Games haven’t been so blatantly homoerotic since the days of Quake II, when the most technologically advanced games were a penis-swinging display of male dominance. Then things changed. Tomb Raider and Half-Life showed up and it wasn’t cool to have incredibly muscular protagonists anymore. Metal Gear Solid snuck in an age of stealthy revolution, evolving any number of Tom Clancy tactical squad based shooters. It never used to be this way, no, your graphical powerhouses used to be a character sneering with delight when you got your hands on the double-barrelled shotgun, then blasting fourteen hundred nightmarish monsters before advancing to the next level. Gears of War might function as a squad based shooter, but it is not one of them. It’s revving up the machismo age of gaming by punching you in the gut and curb stomping you when you’re down. And it doesn’t give a damn what you think about it.

The single-player campaign is a five-act cacophony of destruction. Hurled from one bloodbath to the next, protagonist Marcus Fenix and his posse indulge in a storyline that amounts to a bloody good excuse to blast seven shades of crimson out of an assortment of freaky bug-like villains, fifteen years after their freaky locust army emerged on the planet and started wiping out humanity.

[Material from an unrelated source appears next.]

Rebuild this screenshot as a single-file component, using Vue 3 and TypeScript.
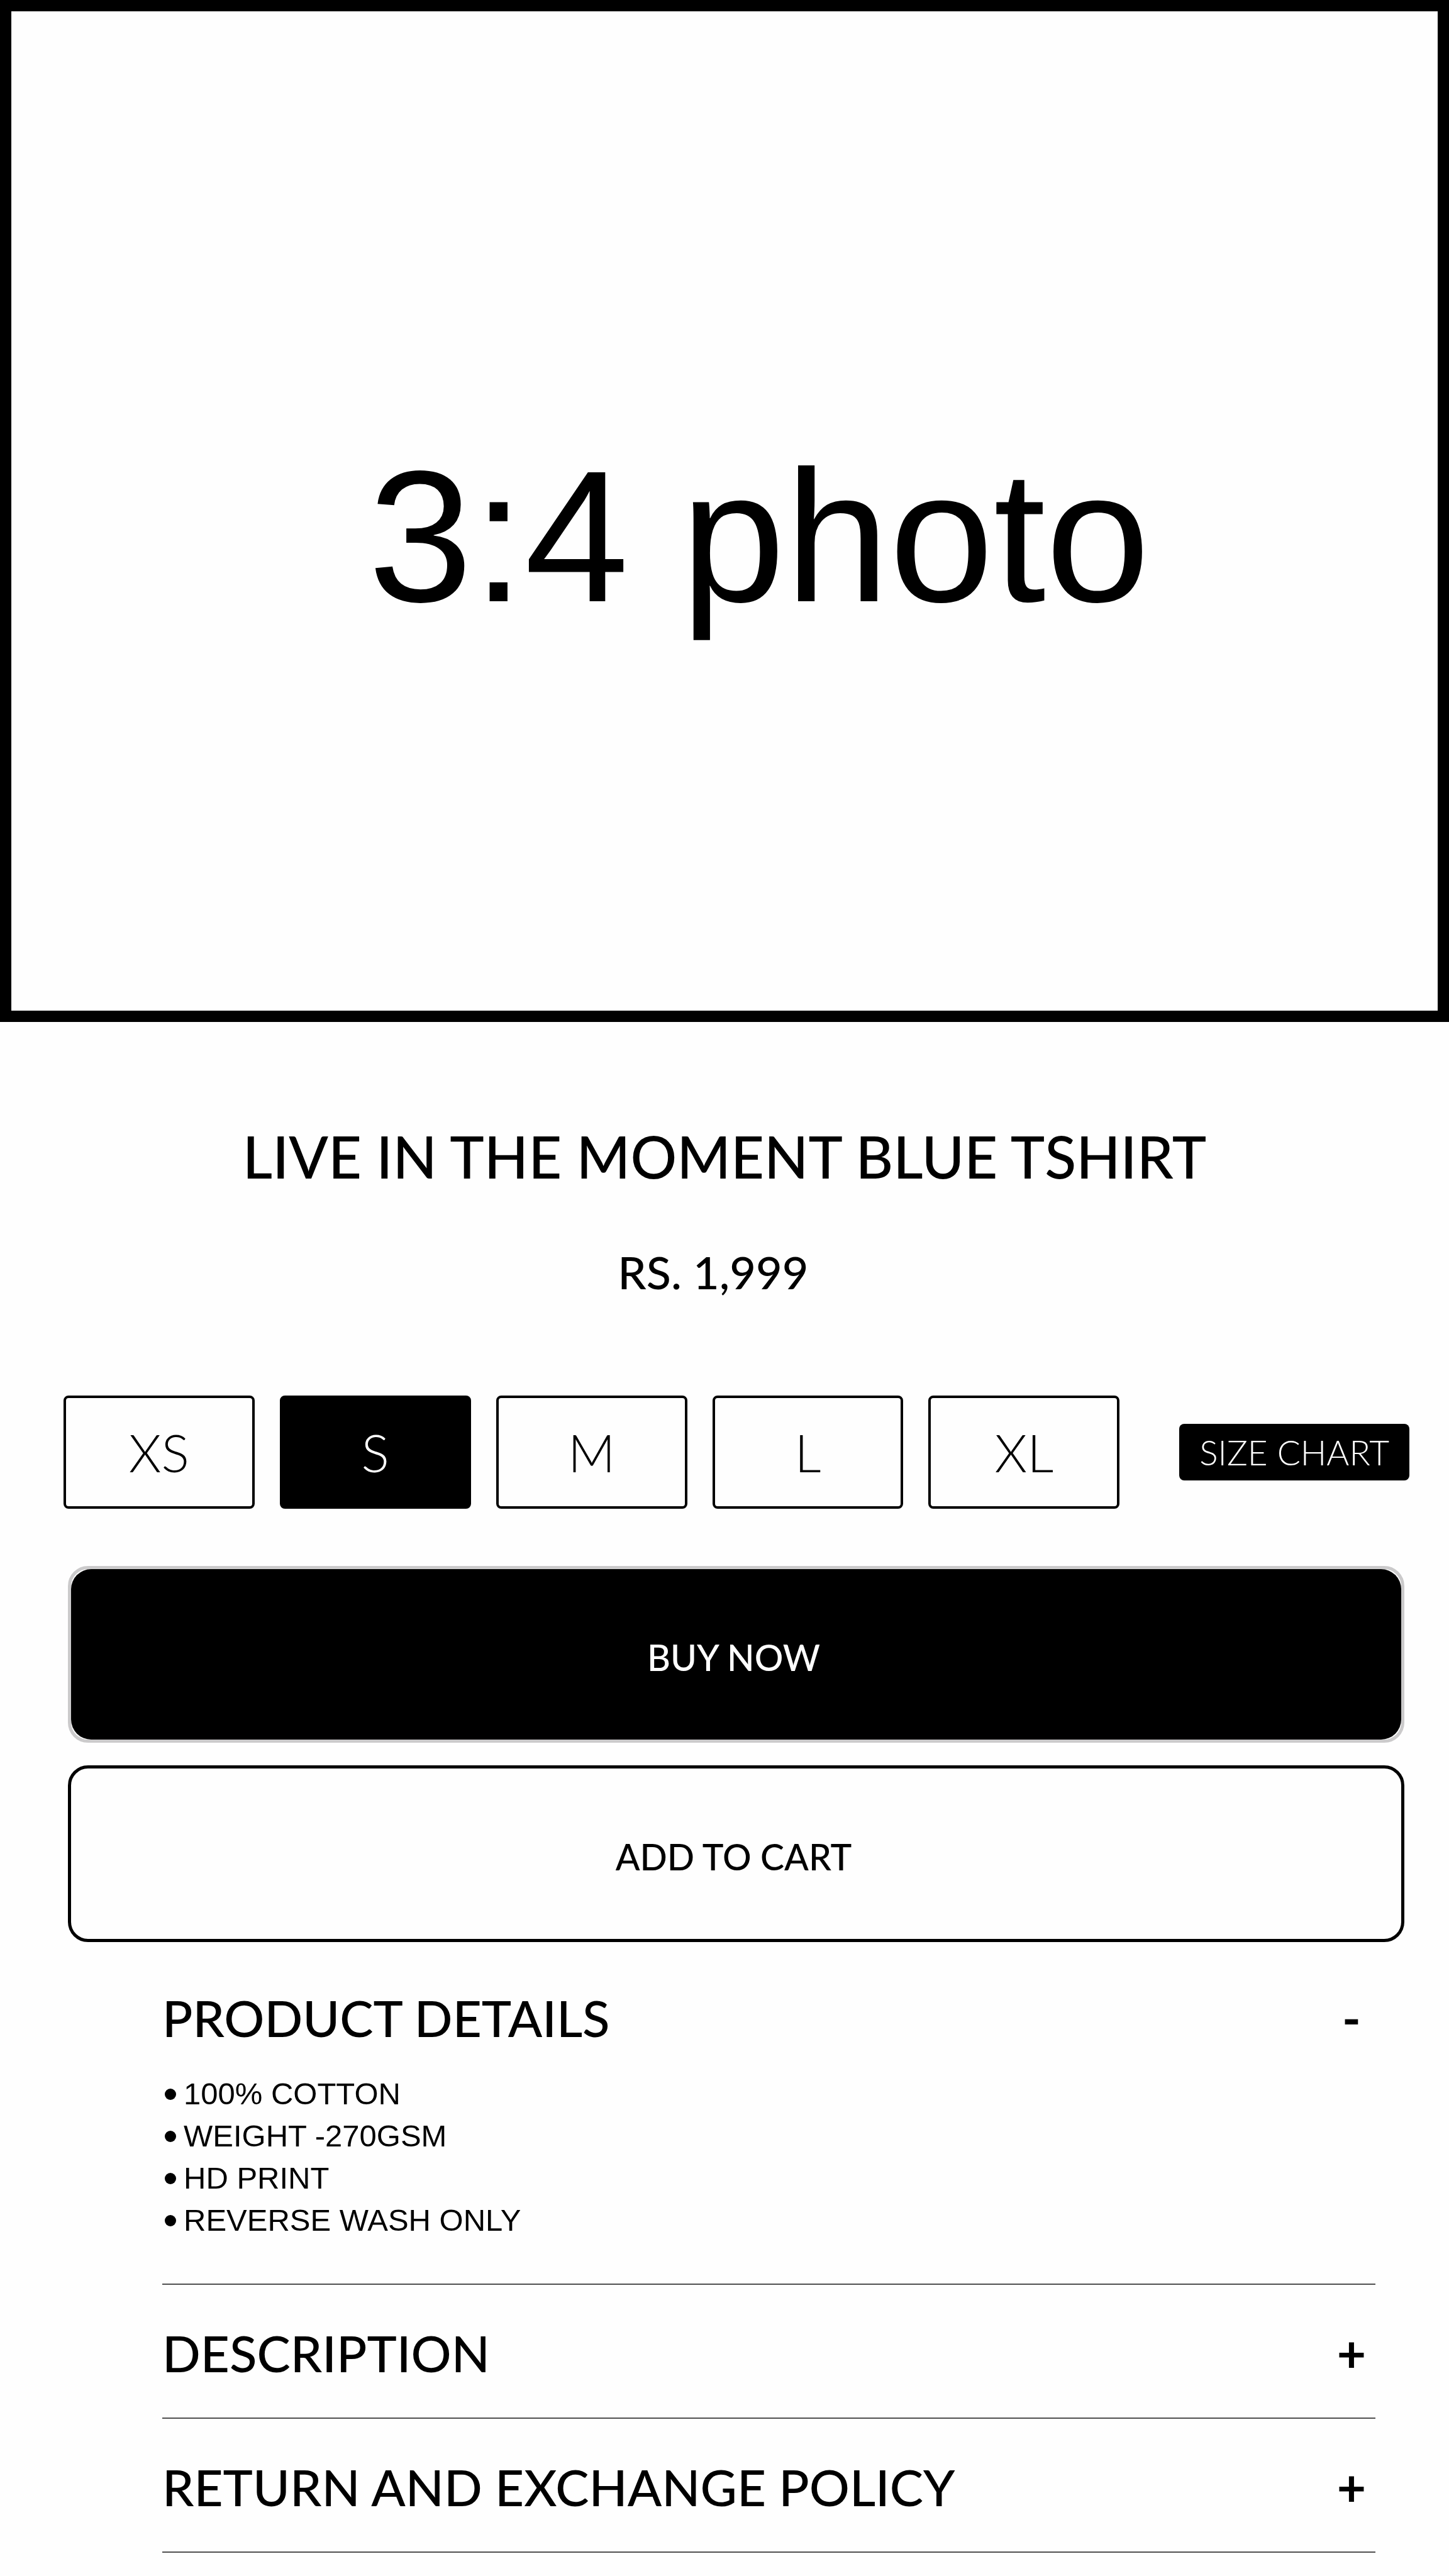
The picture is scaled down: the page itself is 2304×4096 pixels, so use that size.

A copy of the art book in the limited edition version of the game tells you more about the Gears universe than the game itself, a testament to the sparse moments of storytelling revealed as you play. A traditional FPS style has been replaced by a cover-based third person adventure, and ducking behind anything that will stop a bullet in its path changes the flow of game, giving an extra development to heed: you can blind fire around cover, hoping you’ll hit something, or pop your head out slightly to give yourself a crosshair at the cost of exposing yourself. If you’ve never sampled it before, it takes about twenty seconds to adjust to this cover-oriented gameplay and soon the routine become ingrained into your soul itself (run into room, find cover, press A to hide behind it, begin shooting anything that moves). Perhaps this exposes the games biggest flaw itself, that of repetition. Other than getting cover and then shooting stuff, there’s not much more it has to offer. The story, which has definite potential, is so disparagingly sparse and designed for at least six sequels that it’s hard to be engrossed by it at all and the banter between you and your sidekicks only has to be heard once before it becomes routine. It’s all about hooking you, the gamer: if it gets you from the start, you won’t let go until the end. For the majority, it will be a success. Epic have managed to keep Gears of War sustain its flashy surprises and excellent set-pieces from the start until the end of the game. If Gears of War is a one-trick pony, it’s certainly exceptionally good at performing it.

Other than graphics and cementing in the wonderfully trendy ideal that making the single-player part of games available in an online co-op mode is an exceptionally fine idea, perhaps the first real inkling of next-gen potential comes from the games manual, as CliffyB (semi-famous game developer/lead designer) provides an introduction to the game. Perhaps, in our internet and reality TV driven age, this is a sign of thing to come? Current industry laughing stocks Ken Kutaragi and Kaz Hirai have become notorious internet superstars after E3 2006. Celebrity designers using their name to sell their product is the next logical step and, with development costs at all-time high, publishers will likely be looking to invest in other ways to ensure a games success. Or, perhaps, Gears of War is just an excellent dive back into the blood-filled pool of yesteryear - a time when the idea of chainsaws your enemies into pieces wasn’t a rare sight to behold - and an adrenaline-pumping, albeit basic, shooter that rarely fails to impress.